Head of the Commonwealth observer group and former President of Botswana Festus Mogae speaks during talks about April elections on March 28, 2011 in Abuja.
ADDIS ABABA – The African Union’s envoy to South Sudan, former Botswana President Festus Mogae, has called on warring factions in the opposition to stop the fighting if the fragile peace process is to stand any chance.
Mogae, the Joint Monitoring and Evaluation Committee (JMEC) chairperson, said in an interview with African News Agency (ANA) in Addis Ababa, Ethiopia, that the situation in the youngest country in the world was chaotic.
He said everyone, including the leaders, the opposition and the international community, needed to work together.
This was critical, especially now that there was an apparent division within the Sudan People’s Liberation Movement-in-Opposition SPLM-IO.

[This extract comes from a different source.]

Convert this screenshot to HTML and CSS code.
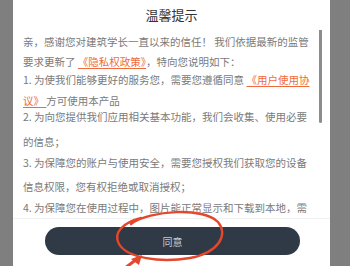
FILE: index.html
```html
<!DOCTYPE html>
<html lang="zh-CN">
<head>
<meta charset="utf-8">
<title>温馨提示</title>
<link rel="stylesheet" href="styles.css">
</head>
<body>
<div class="screen">
  <div class="dialog">
    <div class="title">温馨提示</div>
    <div class="content">
      <div class="para p1">
        <div class="ln">亲，感谢您对建筑学长一直以来的信任！ 我们依据最新的监管</div>
        <div class="ln">要求更新了 <a class="link">《隐私权政策》</a>，特向您说明如下：</div>
      </div>
      <div class="para p2">
        <div class="ln">1. 为使我们能够更好的服务您，需要您遵循同意 <a class="link">《用户使用协</a></div>
        <div class="ln"><a class="link">议》 </a>方可使用本产品</div>
      </div>
      <div class="para p3">
        <div class="ln">2. 为向您提供我们应用相关基本功能，我们会收集、使用必要</div>
        <div class="ln">的信息；</div>
      </div>
      <div class="para p4">
        <div class="ln">3. 为保障您的账户与使用安全，需要您授权我们获取您的设备</div>
        <div class="ln">信息权限，您有权拒绝或取消授权；</div>
      </div>
      <div class="para p5">
        <div class="ln">4. 为保障您在使用过程中，图片能正常显示和下载到本地，需</div>
      </div>
      <div class="scrollbar"></div>
    </div>
    <div class="footer">
      <button class="agree">同意</button>
    </div>
  </div>
  <svg class="mark" width="350" height="266" viewBox="0 0 350 266">
    <path d="M131 224 C 150 210, 204 207, 218 222 C 229 235, 218 253, 190 258 C 160 263, 127 258, 119 244 C 113 233, 122 223, 141 218" fill="none" stroke="#e4472c" stroke-width="2.4" stroke-linecap="round"/>
    <path d="M125 268 L 137 259" fill="none" stroke="#e4472c" stroke-width="3" stroke-linecap="round"/>
    <path d="M142 255 L 131 259 L 139 265 Z" fill="#e4472c"/>
  </svg>
</div>
</body>
</html>
```
FILE: styles.css
```css
* { box-sizing: border-box; }
html, body { margin: 0; padding: 0; }
body {
  background: #7f7f7f;
  font-family: "Noto Sans CJK SC", "Noto Sans", sans-serif;
}
.screen {
  position: relative;
  width: 350px;
  height: 266px;
  overflow: hidden;
}
.dialog {
  margin-left: 13px;
  width: 317px;
  height: 266px;
  background: #fff;
  display: flex;
  flex-direction: column;
}
.title {
  height: 30px;
  padding-top: 5px;
  line-height: 20px;
  text-align: center;
  font-size: 13px;
  color: #333;
}
.content {
  position: relative;
  height: 189px;
  overflow: hidden;
  padding: 3px 0 0 10px;
  border-bottom: 1px solid #f0f0f0;
  font-size: 10.5px;
  color: #7a7a7a;
}
.para { display: flex; flex-direction: column; }
.ln {
  height: 17px;
  line-height: 17px;
  white-space: nowrap;
}
.p1 { row-gap: 3px; }
.p2 { row-gap: 4px; margin-top: 1px; }
.p3 { row-gap: 8px; margin-top: -1px; }
.p4 { row-gap: 7px; margin-top: 4px; }
.p5 { margin-top: 4px; }
.link {
  color: #ef6b3d;
  text-decoration: underline;
  text-underline-offset: 2px;
}
.scrollbar {
  position: absolute;
  left: 306px;
  top: -2px;
  width: 3px;
  height: 95px;
  border-radius: 2px;
  background: #8c8c8c;
}
.footer {
  padding: 8px 30px 0 32px;
}
.agree {
  display: block;
  width: 100%;
  height: 28px;
  border: 0;
  border-radius: 14px;
  background: #2f3a46;
  color: #c7ccd2;
  font-family: "Noto Sans CJK SC", sans-serif;
  font-size: 10px;
  padding: 0;
}
.mark {
  position: absolute;
  left: 0;
  top: 0;
  pointer-events: none;
}
```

“The situation is uncertain. It is absolutely chaotic. We will only make progress if we persuade both sides to stop fighting, and when I say both sides, this time I mean the two factions of the opposition, the same as we would hope to convince the opposition and the government,” Mogae said.
The “unity” government is showing more fractures with the departure of SPLM-IO chairman Riek Machar from the capital, Juba, with several other officials, and the subsequent resignation of leading figure Dr Lam Akol, who bemoaned the constant conflict, both within his own party, and between the government and opposition.
South Sudan’s government spokesman, Michael Makuei Lueth, threatened on Tuesday to deny entry to the JMEC, or to expel the group altogether, unless it reopened its office in Juba and ceased carrying on business in other places outside the country.
This comes after a meeting of diplomats of the JMEC Partners Forum – the guarantors of the August 2015 peace deal – held recently in Khartoum, as well as meetings by Mogae at the African Union summit and elsewhere.
“While we don’t know the extent to which the SPLM-IO camp is in disarray, and who is in de facto control of the SPLA-IO now, what we know is that it still retains the ability to conduct operations and could threaten the relative calm of Juba, or revert to guerrilla warfare destabilising different parts of the country,” said the JMEC chairperson on his report during the forum.
Co-chaired by Sudan and China, the meeting was attended by Mogae, the UN secretary-general representative in South Sudan; US Special Envoy Donald Booth; and a number of representatives of Kenya, Ethiopia, Djibouti, Somalia, Chad, Norway, the United Kingdom, the African Union Commission, the European Union, the Intergovernmental Authority on Development (IGAD) in East Africa Partners Forum and the United Nations.
According to a communique at the end of the forum, it was recommended that JMEC and IGAD members, as well as stakeholders in South Sudan, continue to engage with Machar to understand the rules and regulations governing leadership changes within party.
“Nobody but the leaders of South Sudan know what is going on, and their end game plan. What we know is that the current relative calm can be deceptive. We know that forces of both parties, and others allied to them, continue to clash throughout the country, with a likelihood of larger battles increasing every day,” Mogae said.
“We must therefore do everything, within the powers of the international community, and the regional guarantors to the ARCSS, to prevent a relapse into full-scale war and salvage the agreement.”
To this end, JMEC endorsed the deployment of an international protection force to guarantee the protection of civilians so that Mahcar could return to Juba and for the resumption of implementation of the peace agreement.